Con quel pallore terreo sul viso nascosto da occhiali scuri o dal bavero di una giacca, al bancone di un bar pieno di luci si incontra l’altro. Che è, al contrario, sfavillante. Affabile, ciarliero, come minimizza bene le piccole contrarietà! Perché ha riconosciuto in noi la malattia. E’ troppo tardi per riuscire a svicolare. Magari sa già tutto prima che le parole decisive vengano pronunciate. Già informatoo sul nostro stato, ci concede il lusso dell’ascolto, bevendo un sorso di caffè.
Bene bene, in questi casi, è una formula che proprio non riesce a uscire.

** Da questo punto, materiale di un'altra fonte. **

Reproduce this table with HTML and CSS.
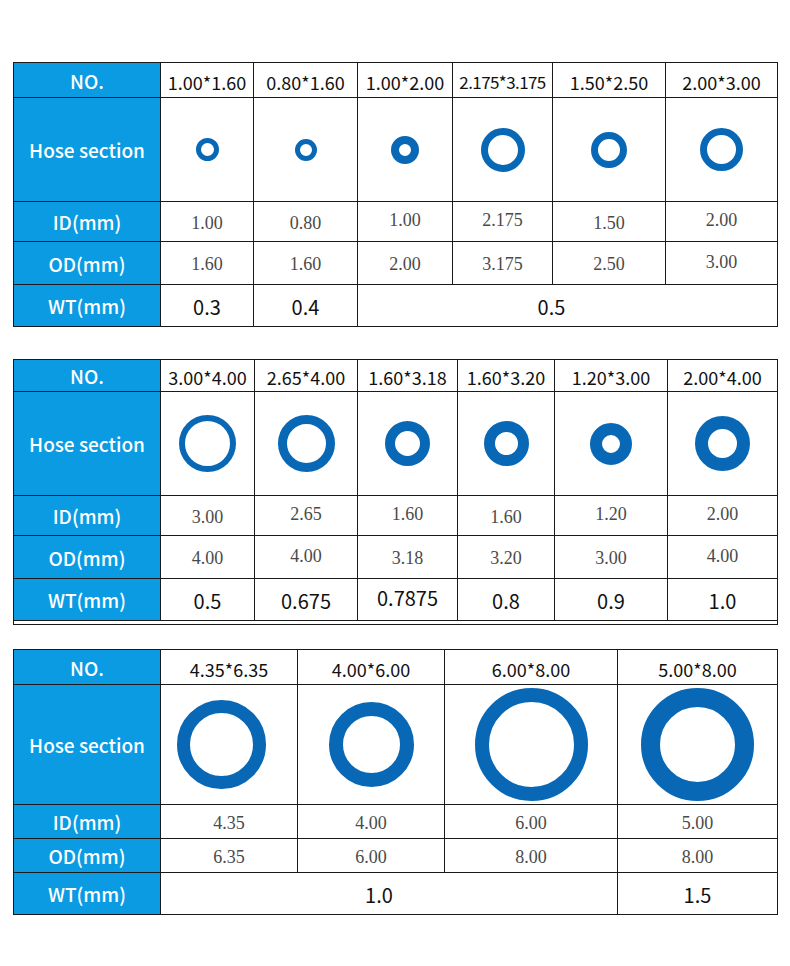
FILE: index.html
```html
<!DOCTYPE html>
<html lang="en">
<head>
  <meta charset="UTF-8" />
  <title>Hose section sizes</title>
  <link rel="stylesheet" href="styles.css">
</head>
<body>
  <div class="page">

    <table class="spec t1">
      <colgroup><col><col><col><col><col><col><col></colgroup>
      <tr class="no">
        <th>NO.</th>
        <td>1.00*1.60</td><td>0.80*1.60</td><td>1.00*2.00</td><td class="tight">2.175*3.175</td><td>1.50*2.50</td><td>2.00*3.00</td>
      </tr>
      <tr class="hose">
        <th>Hose section</th>
        <td><div class="ring" style="--d:23px;--w:5.5px"></div></td>
        <td><div class="ring" style="--d:22px;--w:5.5px"></div></td>
        <td><div class="ring" style="--d:28px;--w:8px"></div></td>
        <td><div class="ring" style="--d:44px;--w:7.5px"></div></td>
        <td><div class="ring" style="--d:36px;--w:7px"></div></td>
        <td><div class="ring" style="--d:43px;--w:7.5px"></div></td>
      </tr>
      <tr class="id">
        <th>ID(mm)</th>
        <td>1.00</td><td>0.80</td><td class="up">1.00</td><td class="up">2.175</td><td>1.50</td><td class="up">2.00</td>
      </tr>
      <tr class="od">
        <th>OD(mm)</th>
        <td>1.60</td><td>1.60</td><td>2.00</td><td>3.175</td><td>2.50</td><td class="up">3.00</td>
      </tr>
      <tr class="wt">
        <th>WT(mm)</th>
        <td>0.3</td><td>0.4</td><td colspan="4" class="span-a">0.5</td>
      </tr>
    </table>

    <table class="spec t2">
      <colgroup><col><col><col><col><col><col><col></colgroup>
      <tr class="no">
        <th>NO.</th>
        <td>3.00*4.00</td><td>2.65*4.00</td><td>1.60*3.18</td><td>1.60*3.20</td><td>1.20*3.00</td><td>2.00*4.00</td>
      </tr>
      <tr class="hose">
        <th>Hose section</th>
        <td><div class="ring" style="--d:57px;--w:6.5px"></div></td>
        <td><div class="ring" style="--d:57px;--w:9px"></div></td>
        <td><div class="ring" style="--d:45px;--w:10.5px"></div></td>
        <td><div class="ring" style="--d:45px;--w:11px"></div></td>
        <td><div class="ring" style="--d:42px;--w:12.5px"></div></td>
        <td><div class="ring" style="--d:55px;--w:13px"></div></td>
      </tr>
      <tr class="id">
        <th>ID(mm)</th>
        <td>3.00</td><td class="up">2.65</td><td class="up">1.60</td><td>1.60</td><td class="up">1.20</td><td class="up">2.00</td>
      </tr>
      <tr class="od">
        <th>OD(mm)</th>
        <td>4.00</td><td class="up">4.00</td><td>3.18</td><td>3.20</td><td>3.00</td><td class="up">4.00</td>
      </tr>
      <tr class="wt">
        <th>WT(mm)</th>
        <td>0.5</td><td>0.675</td><td class="up">0.7875</td><td>0.8</td><td>0.9</td><td>1.0</td>
      </tr>
    </table>
    <div class="rule"></div>

    <table class="spec t3">
      <colgroup><col><col><col><col><col></colgroup>
      <tr class="no">
        <th>NO.</th>
        <td>4.35*6.35</td><td>4.00*6.00</td><td>6.00*8.00</td><td>5.00*8.00</td>
      </tr>
      <tr class="hose">
        <th>Hose section</th>
        <td><div class="ring nudge" style="--d:89px;--w:13.5px"></div></td>
        <td><div class="ring" style="--d:85px;--w:14px"></div></td>
        <td><div class="ring" style="--d:113px;--w:14px"></div></td>
        <td><div class="ring" style="--d:113px;--w:19.5px"></div></td>
      </tr>
      <tr class="id">
        <th>ID(mm)</th>
        <td>4.35</td><td>4.00</td><td>6.00</td><td>5.00</td>
      </tr>
      <tr class="od">
        <th>OD(mm)</th>
        <td>6.35</td><td>6.00</td><td>8.00</td><td>8.00</td>
      </tr>
      <tr class="wt">
        <th>WT(mm)</th>
        <td colspan="3" class="span-b">1.0</td><td>1.5</td>
      </tr>
    </table>

  </div>
</body>
</html>
```

FILE: styles.css
```css
body {
  margin: 0;
  background-color: #fff;
  font-family: "Noto Sans CJK SC", "Noto Sans", sans-serif;
}
.page {
  padding: 62px 12px 40px 13px;
}
.spec {
  border-collapse: collapse;
  table-layout: fixed;
  width: 765px;
}
.spec th,
.spec td {
  border: 1px solid #1a1a1a;
  padding: 0;
  text-align: center;
  vertical-align: middle;
  line-height: 1;
}
.spec th {
  background-color: #0b9be3;
  color: #fff;
  font-size: 19px;
  font-weight: 500;
}
.spec .no td {
  font-size: 18px;
  color: #111;
  padding-top: 3px;
}
.spec .no td.tight {
  font-size: 17px;
  letter-spacing: -0.6px;
}
.spec .id td,
.spec .od td {
  font-family: "Liberation Serif", "Times New Roman", serif;
  font-size: 18px;
  color: #4a4a4a;
  padding-top: 2px;
}
.spec .od td {
  border-top-color: #777;
}
.spec .wt td {
  font-size: 20px;
  color: #111;
  padding-top: 2px;
}
.spec td.up {
  padding-top: 0;
  padding-bottom: 3px;
}
.spec .wt td.span-a {
  padding-right: 32px;
}
.spec .wt td.span-b {
  padding-right: 20px;
}
.ring {
  display: block;
  margin: 0 auto;
  width: var(--d);
  height: var(--d);
  border: var(--w) solid #0868b5;
  border-radius: 50%;
  box-sizing: border-box;
}
.ring.nudge {
  position: relative;
  left: -8px;
}

/* column widths */
.t1 col:nth-child(1), .t2 col:nth-child(1), .t3 col:nth-child(1) { width: 147px; }
.t1 col:nth-child(2) { width: 93px; }
.t1 col:nth-child(3) { width: 104px; }
.t1 col:nth-child(4) { width: 95px; }
.t1 col:nth-child(5) { width: 100px; }
.t1 col:nth-child(6) { width: 113px; }
.t1 col:nth-child(7) { width: 112px; }

.t2 col:nth-child(2) { width: 94px; }
.t2 col:nth-child(3) { width: 103px; }
.t2 col:nth-child(4) { width: 100px; }
.t2 col:nth-child(5) { width: 97px; }
.t2 col:nth-child(6) { width: 113px; }
.t2 col:nth-child(7) { width: 110px; }

.t3 col:nth-child(2) { width: 137px; }
.t3 col:nth-child(3) { width: 147px; }
.t3 col:nth-child(4) { width: 173px; }
.t3 col:nth-child(5) { width: 160px; }

/* row heights */
.t1 .no { height: 35px; }
.t1 .hose { height: 104px; }
.t1 .id { height: 40px; }
.t1 .od { height: 43px; }
.t1 .wt { height: 42px; }

.t2 {
  margin-top: 32px;
}
.t2 .no { height: 32px; }
.t2 .hose { height: 104px; }
.t2 .id { height: 40px; }
.t2 .od { height: 43px; }
.t2 .wt { height: 42px; }

.rule {
  width: 765px;
  height: 4px;
  box-sizing: border-box;
  border: 1px solid #1a1a1a;
  border-top: none;
}

.t3 {
  margin-top: 24px;
}
.t3 .no { height: 35px; }
.t3 .hose { height: 120px; }
.t3 .id { height: 34px; }
.t3 .od { height: 34px; }
.t3 .wt { height: 42px; }
```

La nostra afasia lo spinge a pagare lui il conto, diventa generoso anche se non c’è denaro che salvi dal dolore, ma comunque allevia.
Il bene bene è la meta a cui miriamo tutti, uno scopo da raggiungere al più presto, il traguardo da tagliare per essere ammessi al circolo dei beati che hanno la grazia della perfida leggerezza, il dinamismo inserito nei meccanismi oliati di chi, dopo aver appreso le regole della società civile, non deborda, non deraglia, non esplode. Il recinto del bene bene in fondo è uno spazio protetto, uno zoo che raccoglie esemplari che si adattano alla cattività. Dopotutto sono vivi, imprigionati ma vivi, Per premio gli viene dato il cibo più adatto, viene pulita la gabbia con spazzoloni e detersivi e un po’ di segatura che copre lo scagazzo.